FW/ロベルト・レバンドフスキ (バルセロナ)

 ロベルト・レバンドフスキはブンデスリーガ253試合238ゴール、1試合平均0.94ゴールという偉大な記録を残してバイエルンからスペインへとやって来た。

 その類まれな得点力は、リーガ優勝を目指すバルセロナにとって今季最も強力な武器となるだろう。彼の存在によってチームは毎回、1−0のリードで試合を始められることをほぼ保証されているようなものであり、すでにそれが示され始めている。

 レバンドフスキはリーガ開幕からの全3試合に先発出場し、レアル・ソシエダとバジャドリード相手にドブレテ(1試合2得点)を達成。

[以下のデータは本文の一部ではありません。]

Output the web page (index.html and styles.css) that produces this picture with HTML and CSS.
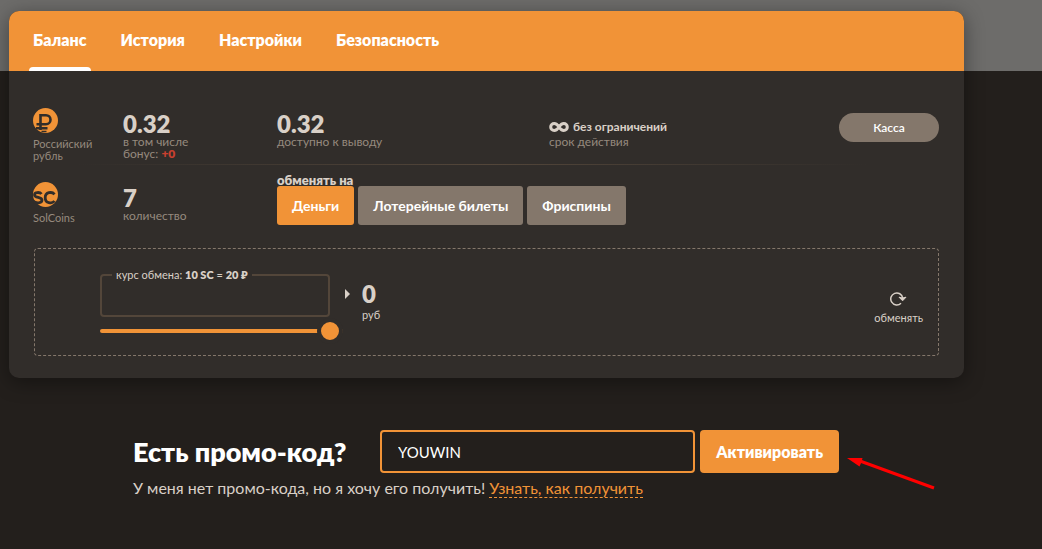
FILE: index.html
```html
<!DOCTYPE html>
<html lang="ru">
<head>
<meta charset="utf-8">
<meta name="viewport" content="width=device-width, initial-scale=1">
<title>Баланс</title>
<link rel="stylesheet" href="styles.css">
</head>
<body>
<main class="page">
  <section class="card">
    <nav class="tabs">
      <a class="tab tab-active" href="#balance">Баланс</a>
      <a class="tab" href="#history">История</a>
      <a class="tab" href="#settings">Настройки</a>
      <a class="tab" href="#security">Безопасность</a>
    </nav>
    <div class="card-body">
      <div class="row">
        <div class="currency">
          <svg class="coin" viewBox="0 0 25 25" aria-hidden="true">
            <circle cx="12.500" cy="12.500" r="12.500" fill="#f19337"/>
            <path d="M7.500 22V7.200H13a4.400 4.400 0 0 1 0 9H3.500M3 20.300H14.500" fill="none" stroke="#312d2a" stroke-width="2.600"/>
            <path d="M8.500 23.500H13.500" stroke="#312d2a" stroke-width="1.500"/>
          </svg>
          <span>Российский рубль</span>
        </div>
        <div class="stat">
          <strong class="amount">0.32</strong>
          <span>в том числе<br>бонус: <b class="bonus">+0</b></span>
        </div>
        <div class="stat">
          <strong class="amount">0.32</strong>
          <span>доступно к выводу</span>
        </div>
        <div class="stat stat-term">
          <strong class="term">
            <svg class="infinity" viewBox="0 0 20 10" aria-hidden="true"><path d="M10 5C8.500 2.500 7 1.500 5.200 1.500a3.500 3.500 0 0 0 0 7C7 8.500 8.500 7.500 10 5S13 1.500 14.800 1.500a3.500 3.500 0 0 1 0 7C13 8.500 11.500 7.500 10 5Z"/></svg>
            без ограничений
          </strong>
          <span>срок действия</span>
        </div>
        <button class="cash" type="button">Касса</button>
      </div>
      <div class="divider"></div>
      <div class="row row-coins">
        <div class="currency">
          <svg class="coin" viewBox="0 0 25 25" aria-hidden="true">
            <circle cx="12.500" cy="12.500" r="12.500" fill="#f19337"/>
            <path d="M8.500 12C7 10 1.500 9.800 1.500 12.900c0 3.300 7.500 1.800 7.500 5.200 0 3.500-6.500 3.500-9 .8M21.500 12.400C19 9.200 12.200 10 12.200 15.700S19 22.200 21.500 19" fill="none" stroke="#312d2a" stroke-width="2.800"/>
          </svg>
          <span>SolCoins</span>
        </div>
        <div class="stat">
          <strong class="amount">7</strong>
          <span>количество</span>
        </div>
        <div class="exchange-to">
          <strong class="exchange-title">обменять на</strong>
          <div class="options">
            <button class="option option-active" type="button">Деньги</button>
            <button class="option" type="button">Лотерейные билеты</button>
            <button class="option" type="button">Фриспины</button>
          </div>
        </div>
      </div>
      <form class="converter">
        <div class="source">
          <fieldset class="rate">
            <legend><label for="sum">курс обмена: <b>10 SC</b> = <b>20 ₽</b></label></legend>
            <input class="sum" id="sum" type="text">
          </fieldset>
          <input class="slider" type="range" min="0" max="7" value="7" aria-label="Сумма обмена">
        </div>
        <svg class="caret" viewBox="0 0 5 10" aria-hidden="true"><path d="M0 0 5 5 0 10Z"/></svg>
        <div class="result">
          <strong class="amount">0</strong>
          <span>руб</span>
        </div>
        <button class="swap" type="button">
          <svg class="swap-icon" viewBox="0 0 17 15" aria-hidden="true">
            <path d="M11 12.200A6 6 0 1 1 12.700 7" fill="none" stroke="#d9d0c7" stroke-width="1.500"/>
            <path d="M9 6.200 12.600 9.800 16 6.200 12.600 7Z" fill="#d9d0c7" stroke="#d9d0c7"/>
          </svg>
          <span>обменять</span>
        </button>
      </form>
    </div>
  </section>
  <section class="promo">
    <form class="promo-form">
      <label class="promo-title" for="promo">Есть промо-код?</label>
      <input class="promo-input" id="promo" type="text" value="YOUWIN">
      <div class="promo-action">
        <button class="activate" type="button">Активировать</button>
        <svg class="arrow" viewBox="0 0 90 36" aria-hidden="true">
          <path d="M13 6 87 33" stroke="#f00" stroke-width="3"/>
          <path d="M0 3 15.500 3 14.500 7 12.500 11.500Z" fill="#f00"/>
        </svg>
      </div>
    </form>
    <p class="promo-note">У меня нет промо-кода, но я хочу его получить! <a href="#promo-help">Узнать, как получить</a></p>
  </section>
</main>
</body>
</html>
```
FILE: styles.css
```css
* { box-sizing: border-box; }

body {
  margin: 0;
  min-height: 100vh;
  background: linear-gradient(#6d6c6a 71px, #231f1c 71px);
  color: #d9d0c7;
  font-family: Lato, "Noto Sans", sans-serif;
  font-size: 12px;
  line-height: 12px;
}

button, input { font: inherit; color: inherit; }

button { border: 0; cursor: pointer; }

strong, b { font-weight: 800; }

.page { padding: 11px 78px 24px 9px; }

.card {
  border-radius: 10px;
  background: #312d2a;
  box-shadow: 0 4px 20px rgba(0, 0, 0, 0.4);
}

.tabs {
  display: flex;
  gap: 26px;
  height: 60px;
  padding: 0 20px;
  border-radius: 10px 10px 0 0;
  background: #f19337;
}

.tab {
  position: relative;
  padding: 0 4px;
  color: #fff;
  font-size: 16px;
  font-weight: 800;
  line-height: 58px;
  text-decoration: none;
}

.tab-active::after {
  content: "";
  position: absolute;
  right: 0;
  bottom: 0;
  left: 0;
  height: 4px;
  border-radius: 4px 4px 0 0;
  background: #fff;
}

.card-body { padding: 36px 25px 22px 24px; }

.row {
  display: grid;
  grid-template-columns: 90px 154px 272px 1fr 100px;
  align-items: start;
}

.currency, .stat {
  display: flex;
  flex-direction: column;
  color: #968a7e;
}

.currency {
  gap: 5px;
  padding: 1px 24px 0 0;
  font-size: 11px;
}

.coin { width: 25px; height: 25px; }

.stat { padding-top: 5px; }

.amount {
  color: #d9d0c7;
  font-size: 24px;
  line-height: 24px;
}

.bonus { color: #c8402f; }

.stat-term { gap: 3px; padding-top: 14px; }

.term {
  display: flex;
  align-items: center;
  gap: 4px;
  color: #d9d0c7;
  font-weight: 700;
}

.infinity {
  width: 20px;
  height: 10px;
  fill: none;
  stroke: #d9d0c7;
  stroke-width: 3;
}

.cash {
  height: 29px;
  margin-top: 6px;
  border-radius: 15px;
  background: #84776b;
  color: #fff;
  font-weight: 600;
}

.divider {
  height: 1px;
  margin: 2px 0 9px;
  background: linear-gradient(90deg, transparent 5%, #53463a 50%, transparent 92%);
}

.row-coins .currency, .row-coins .stat { margin-top: 7px; }

.exchange-to { grid-column: 3 / -1; }

.exchange-title {
  display: block;
  font-size: 13px;
}

.options { display: flex; gap: 4px; }

.option {
  height: 39px;
  padding: 0 15px;
  border-radius: 3px;
  background: #84776b;
  color: #fff;
  font-size: 14px;
  font-weight: 700;
}

.option-active { background: #f19337; }

.converter {
  display: flex;
  align-items: flex-start;
  margin-top: 23px;
  margin-left: 1px;
  padding: 20px 15px 11px 65px;
  border: 1px dashed #84776b;
  border-radius: 4px;
  font-size: 11px;
}

.source { width: 243px; }

.rate {
  width: 230px;
  margin: 0 0 1px;
  padding: 0 10px;
  border: 2px solid #53463a;
  border-radius: 4px;
}

.rate legend { padding: 0 4px; }

.sum {
  display: block;
  width: 100%;
  height: 34px;
  padding: 0;
  border: 0;
  outline: 0;
  background: transparent;
}

.slider {
  display: block;
  width: 100%;
  height: 26px;
  margin: 0;
  appearance: none;
  background: transparent;
}

.slider::-webkit-slider-runnable-track {
  height: 4px;
  border-radius: 2px;
  background: #f19337;
}

.slider::-webkit-slider-thumb {
  width: 26px;
  height: 26px;
  margin-top: -11px;
  border: 4px solid #312d2a;
  border-radius: 50%;
  appearance: none;
  background: #f19337;
}

.caret {
  width: 5px;
  height: 10px;
  margin: 20px 12px 0 2px;
  fill: #d9d0c7;
}

.result {
  display: flex;
  flex-direction: column;
  gap: 3px;
  padding-top: 13px;
}

.swap {
  display: flex;
  flex-direction: column;
  align-items: center;
  gap: 6px;
  margin: 22px 0 0 auto;
  padding: 0;
  background: none;
}

.swap-icon { width: 17px; height: 15px; }

.promo { padding: 52px 0 0 124px; }

.promo-form {
  display: flex;
  align-items: center;
  gap: 5px;
}

.promo-title {
  width: 242px;
  color: #fff;
  font-size: 27px;
  font-weight: 800;
  line-height: 43px;
  white-space: nowrap;
}

.promo-input {
  flex: 1;
  min-width: 0;
  height: 43px;
  padding: 0 16px;
  border: 2px solid #f19337;
  border-radius: 4px;
  outline: 0;
  background: transparent;
  color: #fff;
  font-size: 15px;
}

.promo-action {
  position: relative;
  margin-right: 125px;
}

.activate {
  height: 43px;
  padding: 0 16px;
  border-radius: 4px;
  background: #f19337;
  color: #fff;
  font-size: 16px;
  font-weight: 800;
}

.arrow {
  position: absolute;
  top: 25px;
  left: calc(100% + 8px);
  width: 90px;
  height: 36px;
}

.promo-note {
  margin: 5px 0 0;
  font-size: 16px;
  line-height: 20px;
}

.promo-note a {
  border-bottom: 1px dashed #f19337;
  color: #f19337;
  text-decoration: none;
}
```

しかし彼はゴールを決めることのみに秀でた選手ではなく、味方をサポートする能力にも長けている。すでに2つのゴールをお膳立てしており、バルセロナがここまでに決めた8得点のうち6得点に絡んでいるのである。

 ゴールチャンスを生む能力が圧倒的に優れ、今季のリーガで彼よりシュート数が多いのはカリム・ベンゼマ(レアル・マドリード)のみ。今季のクラシコは昨季のゴールデンシューを獲得したポーランド代表FWと、バロンドールを受賞する可能性の高いフランス代表FWとの見応えある一戦となりそうだ。

 レバンドフスキは、今季のリーガに花を添える非常に魅力的な選手である。